A parade float in the city of Düsseldorf showing the leader of Poland's ruling party as a dictator has caused shock in Warsaw. The depiction shows "contempt for Poland," said the country's foreign minister.
Germany's famous Carnival Monday parades may be over on Tuesday, but the controversy many of them were courting was not. While several float makers remained under local police investigation for inciting racial hatred, one parade float from the city of Düsseldorf was causing an international outcry.
The creation in question depicts the leader of Poland's ruling right-wing Law and Justice Party (PiS), Jaroslaw Kaczynski, as a dictator in military uniform with out booted foot on the head of a woman symbolizing his prostrate nation.
German media reports stated Warsaw's top diplomat Witold Waszczykowski took to Polish public radio to vent the government's outrage. "We will use diplomatic channels to raise awareness and ask our German partners who this serves," said the foreign minister, according to news agency DPA.
Waszczykowski said the parade float showed "contempt for Poland and Polish politicians."
No strangers to controversy
Although the Düsseldorf parade was canceled due to a severe weather warning, the float was exhibited outside city hall among a host of others, many of them similarly controversial. One depicted Germany's euroskeptic party the Alternative for Germany (AfD) as a blue man becoming increasingly brown, alluding to the color of Nazi uniforms.

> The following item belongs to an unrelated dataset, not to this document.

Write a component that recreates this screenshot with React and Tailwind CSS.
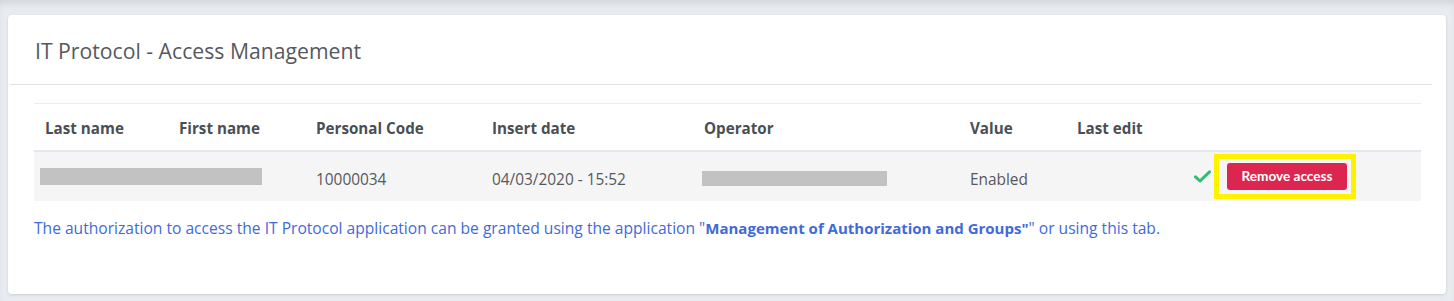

Elsewhere, float organizers landed in hot water for straying too close to the line of legality with regards to hate speech. In one Bavarian town, municipal police are probing a float that showed an army tank bear a black cross reminiscent of Nazi insignia and the slogan "Asylum Defense Force" for possibly inciting racial hatred. A similar incident alluding to refugees as locusts was being investigated in the eastern town of Wasungen.
Carnival, in some parts of Germany a five-day celebration preceding the start of the Christian season of Lent, has been an important part of national culture for centuries. Recent decades have seen parade float makers satirically create politically incorrect entries in order to stir conversation, but at the same time steer clear of Germany's strict laws against hate speech.